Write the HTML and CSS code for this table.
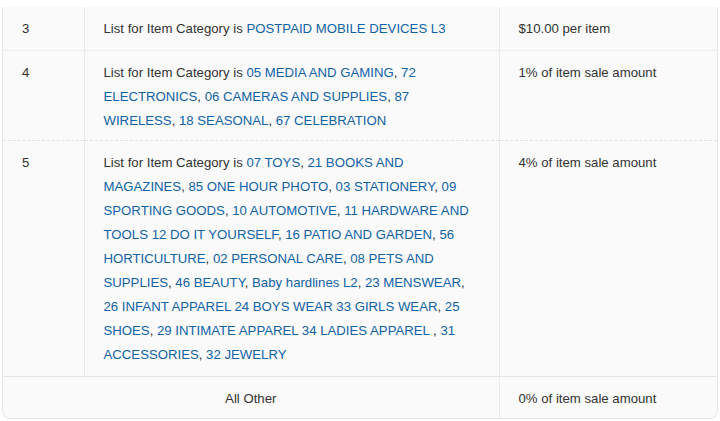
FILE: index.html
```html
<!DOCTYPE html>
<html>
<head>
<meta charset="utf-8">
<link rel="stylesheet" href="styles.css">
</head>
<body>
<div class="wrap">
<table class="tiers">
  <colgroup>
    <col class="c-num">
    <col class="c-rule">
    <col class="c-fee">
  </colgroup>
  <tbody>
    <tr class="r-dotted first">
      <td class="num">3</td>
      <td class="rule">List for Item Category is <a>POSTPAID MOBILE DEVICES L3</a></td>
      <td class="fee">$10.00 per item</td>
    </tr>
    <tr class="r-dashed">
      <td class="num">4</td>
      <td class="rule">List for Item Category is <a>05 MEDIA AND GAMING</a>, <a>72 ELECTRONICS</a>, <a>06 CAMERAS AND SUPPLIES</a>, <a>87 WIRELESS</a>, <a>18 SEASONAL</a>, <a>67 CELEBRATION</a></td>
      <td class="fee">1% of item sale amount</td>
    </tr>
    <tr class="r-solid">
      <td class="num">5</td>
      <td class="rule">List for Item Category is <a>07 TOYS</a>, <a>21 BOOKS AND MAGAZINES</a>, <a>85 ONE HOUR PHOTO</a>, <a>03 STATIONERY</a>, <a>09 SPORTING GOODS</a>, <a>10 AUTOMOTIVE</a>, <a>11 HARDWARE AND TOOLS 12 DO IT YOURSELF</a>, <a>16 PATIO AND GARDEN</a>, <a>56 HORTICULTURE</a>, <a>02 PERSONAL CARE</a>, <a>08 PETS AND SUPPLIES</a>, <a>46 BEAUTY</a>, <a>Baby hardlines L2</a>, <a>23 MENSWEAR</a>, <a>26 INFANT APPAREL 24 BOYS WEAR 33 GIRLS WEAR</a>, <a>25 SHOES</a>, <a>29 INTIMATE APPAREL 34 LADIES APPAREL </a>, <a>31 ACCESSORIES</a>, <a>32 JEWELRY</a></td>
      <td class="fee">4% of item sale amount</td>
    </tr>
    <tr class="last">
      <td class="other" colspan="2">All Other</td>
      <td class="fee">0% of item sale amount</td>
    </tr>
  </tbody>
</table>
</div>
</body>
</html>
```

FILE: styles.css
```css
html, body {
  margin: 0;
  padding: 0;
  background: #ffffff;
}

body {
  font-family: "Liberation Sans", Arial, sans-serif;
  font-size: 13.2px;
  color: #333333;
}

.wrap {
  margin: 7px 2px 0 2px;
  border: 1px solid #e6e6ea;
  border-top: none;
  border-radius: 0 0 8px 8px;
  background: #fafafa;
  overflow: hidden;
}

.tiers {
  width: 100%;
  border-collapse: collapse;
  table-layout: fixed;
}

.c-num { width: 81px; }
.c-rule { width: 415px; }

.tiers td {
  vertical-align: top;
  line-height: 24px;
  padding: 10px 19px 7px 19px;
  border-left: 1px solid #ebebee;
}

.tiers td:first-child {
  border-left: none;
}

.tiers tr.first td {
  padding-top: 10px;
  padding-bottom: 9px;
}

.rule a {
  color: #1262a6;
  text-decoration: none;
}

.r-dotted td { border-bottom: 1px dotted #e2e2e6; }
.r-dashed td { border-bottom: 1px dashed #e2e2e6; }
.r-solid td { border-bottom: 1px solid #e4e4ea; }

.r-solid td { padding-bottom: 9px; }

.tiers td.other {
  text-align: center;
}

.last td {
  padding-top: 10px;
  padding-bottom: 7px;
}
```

______________________________

EXERCISE INSTRUCTIONS:
Copy the whole of the material above exactly, but not its images.

RESULT OF THIS EXERCISE:
Write the HTML and CSS code for this table.
FILE: index.html
```html
<!DOCTYPE html>
<html>
<head>
<meta charset="utf-8">
<link rel="stylesheet" href="styles.css">
</head>
<body>
<div class="wrap">
<table class="tiers">
  <colgroup>
    <col class="c-num">
    <col class="c-rule">
    <col class="c-fee">
  </colgroup>
  <tbody>
    <tr class="r-dotted first">
      <td class="num">3</td>
      <td class="rule">List for Item Category is <a>POSTPAID MOBILE DEVICES L3</a></td>
      <td class="fee">$10.00 per item</td>
    </tr>
    <tr class="r-dashed">
      <td class="num">4</td>
      <td class="rule">List for Item Category is <a>05 MEDIA AND GAMING</a>, <a>72 ELECTRONICS</a>, <a>06 CAMERAS AND SUPPLIES</a>, <a>87 WIRELESS</a>, <a>18 SEASONAL</a>, <a>67 CELEBRATION</a></td>
      <td class="fee">1% of item sale amount</td>
    </tr>
    <tr class="r-solid">
      <td class="num">5</td>
      <td class="rule">List for Item Category is <a>07 TOYS</a>, <a>21 BOOKS AND MAGAZINES</a>, <a>85 ONE HOUR PHOTO</a>, <a>03 STATIONERY</a>, <a>09 SPORTING GOODS</a>, <a>10 AUTOMOTIVE</a>, <a>11 HARDWARE AND TOOLS 12 DO IT YOURSELF</a>, <a>16 PATIO AND GARDEN</a>, <a>56 HORTICULTURE</a>, <a>02 PERSONAL CARE</a>, <a>08 PETS AND SUPPLIES</a>, <a>46 BEAUTY</a>, <a>Baby hardlines L2</a>, <a>23 MENSWEAR</a>, <a>26 INFANT APPAREL 24 BOYS WEAR 33 GIRLS WEAR</a>, <a>25 SHOES</a>, <a>29 INTIMATE APPAREL 34 LADIES APPAREL </a>, <a>31 ACCESSORIES</a>, <a>32 JEWELRY</a></td>
      <td class="fee">4% of item sale amount</td>
    </tr>
    <tr class="last">
      <td class="other" colspan="2">All Other</td>
      <td class="fee">0% of item sale amount</td>
    </tr>
  </tbody>
</table>
</div>
</body>
</html>
```

FILE: styles.css
```css
html, body {
  margin: 0;
  padding: 0;
  background: #ffffff;
}

body {
  font-family: "Liberation Sans", Arial, sans-serif;
  font-size: 13.2px;
  color: #333333;
}

.wrap {
  margin: 7px 2px 0 2px;
  border: 1px solid #e6e6ea;
  border-top: none;
  border-radius: 0 0 8px 8px;
  background: #fafafa;
  overflow: hidden;
}

.tiers {
  width: 100%;
  border-collapse: collapse;
  table-layout: fixed;
}

.c-num { width: 81px; }
.c-rule { width: 415px; }

.tiers td {
  vertical-align: top;
  line-height: 24px;
  padding: 10px 19px 7px 19px;
  border-left: 1px solid #ebebee;
}

.tiers td:first-child {
  border-left: none;
}

.tiers tr.first td {
  padding-top: 10px;
  padding-bottom: 9px;
}

.rule a {
  color: #1262a6;
  text-decoration: none;
}

.r-dotted td { border-bottom: 1px dotted #e2e2e6; }
.r-dashed td { border-bottom: 1px dashed #e2e2e6; }
.r-solid td { border-bottom: 1px solid #e4e4ea; }

.r-solid td { padding-bottom: 9px; }

.tiers td.other {
  text-align: center;
}

.last td {
  padding-top: 10px;
  padding-bottom: 7px;
}
```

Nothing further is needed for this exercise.